** Begin DATASET EXCERPT **
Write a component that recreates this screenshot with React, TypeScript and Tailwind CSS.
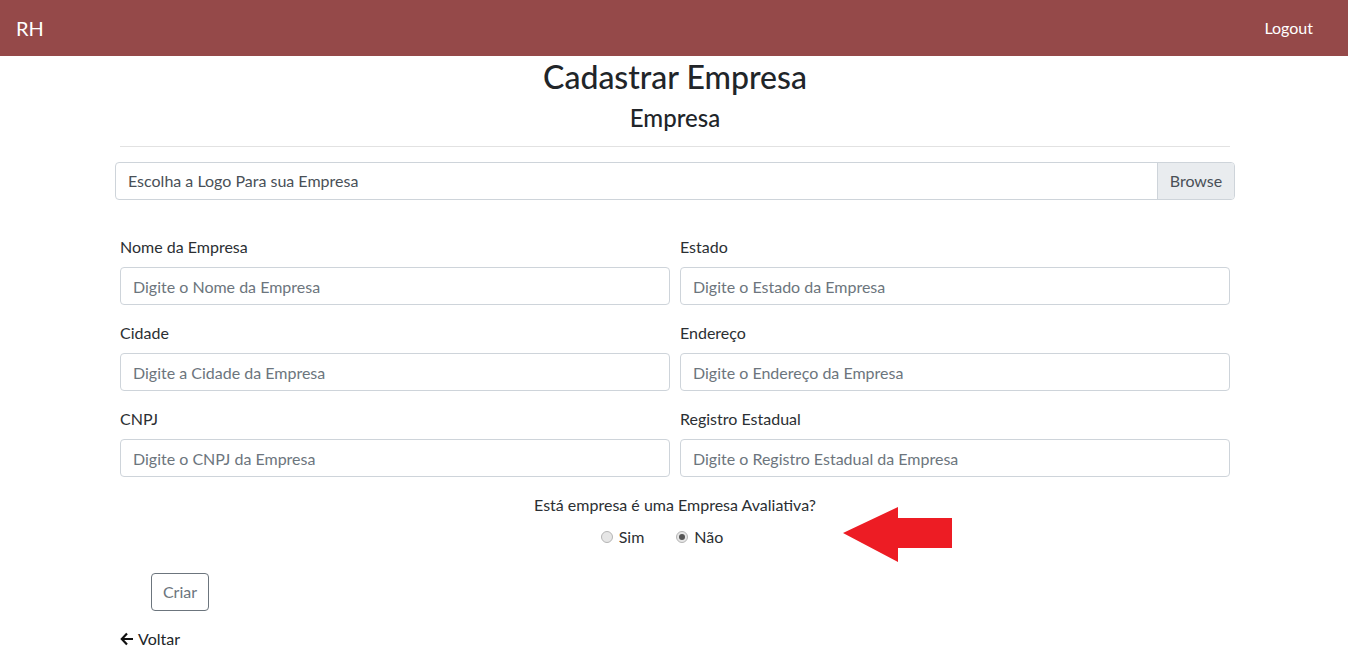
import React from 'react';

const font = { fontFamily: 'Lato, "Noto Sans", sans-serif' };

interface FieldProps {
  label: string;
  placeholder: string;
}

const Field: React.FC<FieldProps> = ({ label, placeholder }) => (
  <div className="px-[5px] mb-4">
    <label className="block mb-2 text-[16px] leading-6 text-[#2b2f33]">{label}</label>
    <input
      className="block w-full h-[38px] px-3 border border-[#ced4da] rounded-[4px] text-[16px] text-[#495057] placeholder:text-[#6c757d] outline-none"
      placeholder={placeholder}
    />
  </div>
);

const Radio: React.FC<{ label: string; checked?: boolean }> = ({ label, checked }) => (
  <label className="inline-flex items-center gap-[6px] mx-[16px]">
    <span className="w-[12px] h-[12px] rounded-full border border-[#b5b5b5] bg-[#e6e6e6] flex items-center justify-center">
      {checked && <span className="w-[6px] h-[6px] rounded-full bg-[#555]" />}
    </span>
    <span className="text-[16px] leading-6 text-[#2b2f33]">{label}</span>
  </label>
);

export default function App() {
  // campos do formulário, em duas colunas
  const fields: FieldProps[] = [
    { label: 'Nome da Empresa', placeholder: 'Digite o Nome da Empresa' },
    { label: 'Estado', placeholder: 'Digite o Estado da Empresa' },
    { label: 'Cidade', placeholder: 'Digite a Cidade da Empresa' },
    { label: 'Endereço', placeholder: 'Digite o Endereço da Empresa' },
    { label: 'CNPJ', placeholder: 'Digite o CNPJ da Empresa' },
    { label: 'Registro Estadual', placeholder: 'Digite o Registro Estadual da Empresa' },
  ];

  return (
    <div className="min-h-screen bg-white" style={font}>
      <nav className="h-14 bg-[#954949] flex items-center justify-between pl-4 pr-[35px]">
        <span className="text-[20px] text-white">RH</span>
        <span className="text-[16px] text-white">Logout</span>
      </nav>

      <div className="w-[1140px] mx-auto pl-[16px] pr-[14px]">
        <h2 className="text-center text-[32px] font-medium leading-[1.2] text-[#212529] mt-[2px]">Cadastrar Empresa</h2>
        <h4 className="text-center text-[24px] font-medium leading-[1.2] text-[#212529] mt-[8px]">Empresa</h4>
        <hr className="mt-[13px] mb-[15px] border-t border-[#e2e2e2]" />

        <div className="-mx-[5px] flex h-[38px] border border-[#ced4da] rounded-[4px] overflow-hidden">
          <div className="flex-1 flex items-center px-3 text-[16px] text-[#495057]">Escolha a Logo Para sua Empresa</div>
          <div className="w-[77px] flex items-center justify-center bg-[#e9ecef] border-l border-[#ced4da] text-[16px] text-[#495057]">
            Browse
          </div>
        </div>

        <div className="-mx-[5px] mt-[35px] grid grid-cols-2">
          {fields.map(f => (
            <Field key={f.label} label={f.label} placeholder={f.placeholder} />
          ))}
        </div>

        <div className="relative text-center">
          <p className="text-[16px] leading-6 text-[#2b2f33]">Está empresa é uma Empresa Avaliativa?</p>
          <div className="flex justify-center mt-[8px] pr-[26px]">
            <Radio label="Sim" />
            <Radio label="Não" checked />
          </div>
          <svg className="absolute left-[723px] top-[13px]" width="110" height="58" viewBox="0 0 110 58">
            <polygon points="0,27 55,1 55,12 109,12 109,42 55,42 55,56" fill="#ed1c24" />
          </svg>
        </div>

        <div className="mt-[24px] pl-[31px]">
          <button className="h-[38px] w-[58px] border border-[#6c757d] rounded-[4px] text-[16px] text-[#6c757d] bg-white">Criar</button>
        </div>

        <a className="mt-[16px] flex w-fit items-center gap-[4px] text-[16px] leading-6 text-[#212529]">
          <svg width="14" height="14" viewBox="0 0 14 14">
            <path d="M7 1.5 L1.8 7 L7 12.5 M2 7 H13" stroke="#111" strokeWidth="2.2" fill="none" />
          </svg>
          Voltar
        </a>
      </div>
    </div>
  );
}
** End DATASET EXCERPT **
# [WORK REQUIRED]
Output each line exactly; omit every picture.

# [TASK RESULT]
Write a component that recreates this screenshot with React, TypeScript and Tailwind CSS.
import React from 'react';

const font = { fontFamily: 'Lato, "Noto Sans", sans-serif' };

interface FieldProps {
  label: string;
  placeholder: string;
}

const Field: React.FC<FieldProps> = ({ label, placeholder }) => (
  <div className="px-[5px] mb-4">
    <label className="block mb-2 text-[16px] leading-6 text-[#2b2f33]">{label}</label>
    <input
      className="block w-full h-[38px] px-3 border border-[#ced4da] rounded-[4px] text-[16px] text-[#495057] placeholder:text-[#6c757d] outline-none"
      placeholder={placeholder}
    />
  </div>
);

const Radio: React.FC<{ label: string; checked?: boolean }> = ({ label, checked }) => (
  <label className="inline-flex items-center gap-[6px] mx-[16px]">
    <span className="w-[12px] h-[12px] rounded-full border border-[#b5b5b5] bg-[#e6e6e6] flex items-center justify-center">
      {checked && <span className="w-[6px] h-[6px] rounded-full bg-[#555]" />}
    </span>
    <span className="text-[16px] leading-6 text-[#2b2f33]">{label}</span>
  </label>
);

export default function App() {
  // campos do formulário, em duas colunas
  const fields: FieldProps[] = [
    { label: 'Nome da Empresa', placeholder: 'Digite o Nome da Empresa' },
    { label: 'Estado', placeholder: 'Digite o Estado da Empresa' },
    { label: 'Cidade', placeholder: 'Digite a Cidade da Empresa' },
    { label: 'Endereço', placeholder: 'Digite o Endereço da Empresa' },
    { label: 'CNPJ', placeholder: 'Digite o CNPJ da Empresa' },
    { label: 'Registro Estadual', placeholder: 'Digite o Registro Estadual da Empresa' },
  ];

  return (
    <div className="min-h-screen bg-white" style={font}>
      <nav className="h-14 bg-[#954949] flex items-center justify-between pl-4 pr-[35px]">
        <span className="text-[20px] text-white">RH</span>
        <span className="text-[16px] text-white">Logout</span>
      </nav>

      <div className="w-[1140px] mx-auto pl-[16px] pr-[14px]">
        <h2 className="text-center text-[32px] font-medium leading-[1.2] text-[#212529] mt-[2px]">Cadastrar Empresa</h2>
        <h4 className="text-center text-[24px] font-medium leading-[1.2] text-[#212529] mt-[8px]">Empresa</h4>
        <hr className="mt-[13px] mb-[15px] border-t border-[#e2e2e2]" />

        <div className="-mx-[5px] flex h-[38px] border border-[#ced4da] rounded-[4px] overflow-hidden">
          <div className="flex-1 flex items-center px-3 text-[16px] text-[#495057]">Escolha a Logo Para sua Empresa</div>
          <div className="w-[77px] flex items-center justify-center bg-[#e9ecef] border-l border-[#ced4da] text-[16px] text-[#495057]">
            Browse
          </div>
        </div>

        <div className="-mx-[5px] mt-[35px] grid grid-cols-2">
          {fields.map(f => (
            <Field key={f.label} label={f.label} placeholder={f.placeholder} />
          ))}
        </div>

        <div className="relative text-center">
          <p className="text-[16px] leading-6 text-[#2b2f33]">Está empresa é uma Empresa Avaliativa?</p>
          <div className="flex justify-center mt-[8px] pr-[26px]">
            <Radio label="Sim" />
            <Radio label="Não" checked />
          </div>
          <svg className="absolute left-[723px] top-[13px]" width="110" height="58" viewBox="0 0 110 58">
            <polygon points="0,27 55,1 55,12 109,12 109,42 55,42 55,56" fill="#ed1c24" />
          </svg>
        </div>

        <div className="mt-[24px] pl-[31px]">
          <button className="h-[38px] w-[58px] border border-[#6c757d] rounded-[4px] text-[16px] text-[#6c757d] bg-white">Criar</button>
        </div>

        <a className="mt-[16px] flex w-fit items-center gap-[4px] text-[16px] leading-6 text-[#212529]">
          <svg width="14" height="14" viewBox="0 0 14 14">
            <path d="M7 1.5 L1.8 7 L7 12.5 M2 7 H13" stroke="#111" strokeWidth="2.2" fill="none" />
          </svg>
          Voltar
        </a>
      </div>
    </div>
  );
}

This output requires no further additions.